— Start of SOURCE DATA —
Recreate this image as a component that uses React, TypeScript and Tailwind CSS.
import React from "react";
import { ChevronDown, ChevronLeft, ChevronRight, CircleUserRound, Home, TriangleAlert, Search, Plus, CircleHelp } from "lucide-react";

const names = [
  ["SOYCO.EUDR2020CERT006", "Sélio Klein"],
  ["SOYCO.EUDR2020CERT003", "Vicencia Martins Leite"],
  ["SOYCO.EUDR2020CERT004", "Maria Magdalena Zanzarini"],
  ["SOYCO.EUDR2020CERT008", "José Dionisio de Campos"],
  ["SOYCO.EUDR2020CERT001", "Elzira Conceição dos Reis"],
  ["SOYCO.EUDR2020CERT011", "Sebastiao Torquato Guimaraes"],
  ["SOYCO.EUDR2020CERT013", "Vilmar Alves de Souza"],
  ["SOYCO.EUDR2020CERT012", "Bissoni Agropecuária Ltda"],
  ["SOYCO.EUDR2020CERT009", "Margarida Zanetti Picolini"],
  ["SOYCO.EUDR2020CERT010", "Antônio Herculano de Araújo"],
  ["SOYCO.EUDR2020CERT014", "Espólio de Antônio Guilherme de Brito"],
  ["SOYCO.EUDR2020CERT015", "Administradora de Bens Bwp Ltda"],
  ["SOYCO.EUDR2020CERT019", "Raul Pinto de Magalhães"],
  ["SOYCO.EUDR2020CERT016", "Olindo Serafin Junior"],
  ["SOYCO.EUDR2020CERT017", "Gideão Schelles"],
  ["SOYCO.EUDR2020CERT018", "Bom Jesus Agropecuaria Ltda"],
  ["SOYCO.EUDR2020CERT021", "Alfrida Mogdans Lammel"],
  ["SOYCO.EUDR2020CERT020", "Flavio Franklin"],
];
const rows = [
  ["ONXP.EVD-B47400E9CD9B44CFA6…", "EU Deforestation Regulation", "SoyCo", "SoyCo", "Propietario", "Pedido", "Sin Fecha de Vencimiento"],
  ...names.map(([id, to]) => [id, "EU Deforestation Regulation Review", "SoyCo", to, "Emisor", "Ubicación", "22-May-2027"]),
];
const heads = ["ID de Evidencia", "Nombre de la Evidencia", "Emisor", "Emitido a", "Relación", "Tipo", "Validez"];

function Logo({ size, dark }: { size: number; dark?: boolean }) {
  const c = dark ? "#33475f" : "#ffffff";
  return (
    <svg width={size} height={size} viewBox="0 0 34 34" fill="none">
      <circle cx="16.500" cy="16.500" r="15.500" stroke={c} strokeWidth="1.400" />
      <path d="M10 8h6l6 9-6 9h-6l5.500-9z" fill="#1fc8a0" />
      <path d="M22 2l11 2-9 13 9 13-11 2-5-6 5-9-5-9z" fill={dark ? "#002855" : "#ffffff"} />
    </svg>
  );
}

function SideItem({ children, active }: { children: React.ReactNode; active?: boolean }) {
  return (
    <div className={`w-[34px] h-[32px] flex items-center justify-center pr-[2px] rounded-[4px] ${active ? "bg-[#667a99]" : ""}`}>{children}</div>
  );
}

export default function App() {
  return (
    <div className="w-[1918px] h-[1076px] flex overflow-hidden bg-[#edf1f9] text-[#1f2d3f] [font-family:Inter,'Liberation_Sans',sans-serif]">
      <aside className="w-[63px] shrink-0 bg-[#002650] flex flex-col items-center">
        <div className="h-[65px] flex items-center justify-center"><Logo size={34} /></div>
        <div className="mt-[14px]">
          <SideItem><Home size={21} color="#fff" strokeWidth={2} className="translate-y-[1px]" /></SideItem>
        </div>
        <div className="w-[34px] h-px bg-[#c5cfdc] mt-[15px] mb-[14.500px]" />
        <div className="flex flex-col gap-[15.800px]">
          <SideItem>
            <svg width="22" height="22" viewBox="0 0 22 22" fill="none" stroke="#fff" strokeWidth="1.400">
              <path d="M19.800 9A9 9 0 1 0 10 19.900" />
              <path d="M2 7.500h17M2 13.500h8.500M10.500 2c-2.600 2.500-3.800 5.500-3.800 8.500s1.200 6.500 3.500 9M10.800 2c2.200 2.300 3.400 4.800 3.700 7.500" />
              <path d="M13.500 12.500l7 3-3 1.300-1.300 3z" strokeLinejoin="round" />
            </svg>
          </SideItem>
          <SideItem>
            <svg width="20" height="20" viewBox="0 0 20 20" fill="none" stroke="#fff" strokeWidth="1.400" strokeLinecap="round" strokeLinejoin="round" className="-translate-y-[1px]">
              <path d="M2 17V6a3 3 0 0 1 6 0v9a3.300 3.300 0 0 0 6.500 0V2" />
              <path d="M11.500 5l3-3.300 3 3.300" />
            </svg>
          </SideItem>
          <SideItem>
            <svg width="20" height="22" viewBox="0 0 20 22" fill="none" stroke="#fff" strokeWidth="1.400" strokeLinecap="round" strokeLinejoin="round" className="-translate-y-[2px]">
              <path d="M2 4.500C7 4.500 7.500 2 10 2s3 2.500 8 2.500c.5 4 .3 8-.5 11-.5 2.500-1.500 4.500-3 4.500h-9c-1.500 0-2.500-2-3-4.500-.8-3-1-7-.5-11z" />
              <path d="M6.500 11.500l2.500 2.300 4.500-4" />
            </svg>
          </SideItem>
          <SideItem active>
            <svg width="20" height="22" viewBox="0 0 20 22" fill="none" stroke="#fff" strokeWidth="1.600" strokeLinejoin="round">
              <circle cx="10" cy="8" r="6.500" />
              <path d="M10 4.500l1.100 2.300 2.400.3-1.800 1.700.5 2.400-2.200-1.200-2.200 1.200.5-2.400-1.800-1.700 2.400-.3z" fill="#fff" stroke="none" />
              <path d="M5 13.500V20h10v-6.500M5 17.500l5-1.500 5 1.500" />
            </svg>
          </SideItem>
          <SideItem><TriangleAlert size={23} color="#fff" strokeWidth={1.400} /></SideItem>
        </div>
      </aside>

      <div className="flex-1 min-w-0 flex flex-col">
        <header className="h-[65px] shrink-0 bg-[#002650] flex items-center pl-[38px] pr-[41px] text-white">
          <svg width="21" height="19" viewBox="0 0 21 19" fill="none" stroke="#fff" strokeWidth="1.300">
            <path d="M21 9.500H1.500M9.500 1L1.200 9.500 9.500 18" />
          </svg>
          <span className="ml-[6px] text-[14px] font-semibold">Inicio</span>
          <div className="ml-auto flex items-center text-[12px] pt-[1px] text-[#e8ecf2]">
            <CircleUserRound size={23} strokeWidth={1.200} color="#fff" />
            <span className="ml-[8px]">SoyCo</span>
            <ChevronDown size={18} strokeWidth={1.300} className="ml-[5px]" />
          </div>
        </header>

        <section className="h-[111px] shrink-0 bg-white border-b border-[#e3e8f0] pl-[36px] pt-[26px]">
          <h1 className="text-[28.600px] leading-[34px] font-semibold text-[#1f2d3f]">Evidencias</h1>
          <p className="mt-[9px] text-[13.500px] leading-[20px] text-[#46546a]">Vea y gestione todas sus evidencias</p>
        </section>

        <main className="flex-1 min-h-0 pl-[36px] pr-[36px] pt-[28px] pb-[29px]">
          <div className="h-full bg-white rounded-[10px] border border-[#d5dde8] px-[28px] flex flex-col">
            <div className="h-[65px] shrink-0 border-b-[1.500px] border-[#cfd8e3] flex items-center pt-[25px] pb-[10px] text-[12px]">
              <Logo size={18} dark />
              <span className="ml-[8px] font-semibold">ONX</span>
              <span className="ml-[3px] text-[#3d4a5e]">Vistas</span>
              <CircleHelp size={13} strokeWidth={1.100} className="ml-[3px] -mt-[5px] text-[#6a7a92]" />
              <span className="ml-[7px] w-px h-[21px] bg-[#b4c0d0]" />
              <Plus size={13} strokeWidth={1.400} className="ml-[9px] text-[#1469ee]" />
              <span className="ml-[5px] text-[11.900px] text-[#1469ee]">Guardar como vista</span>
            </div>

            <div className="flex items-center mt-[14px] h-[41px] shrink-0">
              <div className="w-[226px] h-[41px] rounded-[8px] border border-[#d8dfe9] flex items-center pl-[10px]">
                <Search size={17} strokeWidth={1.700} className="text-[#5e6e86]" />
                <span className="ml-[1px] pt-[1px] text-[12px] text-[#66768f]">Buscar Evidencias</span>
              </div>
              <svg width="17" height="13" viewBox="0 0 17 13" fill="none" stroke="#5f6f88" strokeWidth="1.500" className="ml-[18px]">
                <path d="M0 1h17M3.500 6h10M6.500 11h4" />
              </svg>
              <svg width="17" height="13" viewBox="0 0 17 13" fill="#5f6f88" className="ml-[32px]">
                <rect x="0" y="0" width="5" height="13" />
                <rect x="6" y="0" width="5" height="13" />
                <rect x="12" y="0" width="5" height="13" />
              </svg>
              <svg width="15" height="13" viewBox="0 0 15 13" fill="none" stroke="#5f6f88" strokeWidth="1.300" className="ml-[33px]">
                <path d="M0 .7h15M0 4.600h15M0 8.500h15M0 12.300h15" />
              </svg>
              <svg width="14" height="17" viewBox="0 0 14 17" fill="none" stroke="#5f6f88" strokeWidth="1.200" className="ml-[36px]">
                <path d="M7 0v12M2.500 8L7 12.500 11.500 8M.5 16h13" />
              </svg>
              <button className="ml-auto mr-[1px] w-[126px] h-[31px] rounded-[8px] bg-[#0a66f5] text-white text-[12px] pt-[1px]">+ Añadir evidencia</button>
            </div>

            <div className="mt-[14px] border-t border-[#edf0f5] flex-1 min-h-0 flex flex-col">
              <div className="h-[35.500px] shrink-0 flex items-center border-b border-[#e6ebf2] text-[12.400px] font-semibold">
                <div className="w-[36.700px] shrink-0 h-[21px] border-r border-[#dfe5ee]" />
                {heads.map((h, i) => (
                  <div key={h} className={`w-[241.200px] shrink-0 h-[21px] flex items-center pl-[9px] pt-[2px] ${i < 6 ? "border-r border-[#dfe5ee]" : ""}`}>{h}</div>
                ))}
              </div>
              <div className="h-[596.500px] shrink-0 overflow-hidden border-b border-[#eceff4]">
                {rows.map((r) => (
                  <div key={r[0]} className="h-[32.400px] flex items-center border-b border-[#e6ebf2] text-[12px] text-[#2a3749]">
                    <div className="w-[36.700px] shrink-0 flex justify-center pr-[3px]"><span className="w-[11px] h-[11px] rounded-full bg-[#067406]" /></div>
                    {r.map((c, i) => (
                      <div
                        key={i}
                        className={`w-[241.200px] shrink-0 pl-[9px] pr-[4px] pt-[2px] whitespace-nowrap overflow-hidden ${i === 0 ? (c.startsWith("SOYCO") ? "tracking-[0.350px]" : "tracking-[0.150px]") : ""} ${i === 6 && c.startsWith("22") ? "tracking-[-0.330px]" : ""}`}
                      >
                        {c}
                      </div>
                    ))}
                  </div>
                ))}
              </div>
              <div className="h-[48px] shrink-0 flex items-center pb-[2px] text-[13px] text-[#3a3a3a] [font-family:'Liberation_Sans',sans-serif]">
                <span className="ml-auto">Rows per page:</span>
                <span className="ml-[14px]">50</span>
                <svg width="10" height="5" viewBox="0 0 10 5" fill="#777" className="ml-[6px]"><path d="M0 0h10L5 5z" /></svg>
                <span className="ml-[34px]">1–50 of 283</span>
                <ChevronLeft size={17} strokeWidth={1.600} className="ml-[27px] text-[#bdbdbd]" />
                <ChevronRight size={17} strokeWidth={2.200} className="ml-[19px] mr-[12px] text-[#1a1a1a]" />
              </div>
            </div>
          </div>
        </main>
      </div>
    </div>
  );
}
— End of SOURCE DATA —
GIVEN PROBLEM
Look at the material above and copy, word for word, its lines from the first through the one containing "Search, Plus, CircleHelp".

SOLUTION
Recreate this image as a component that uses React, TypeScript and Tailwind CSS.
import React from "react";
import { ChevronDown, ChevronLeft, ChevronRight, CircleUserRound, Home, TriangleAlert, Search, Plus, CircleHelp } from "lucide-react";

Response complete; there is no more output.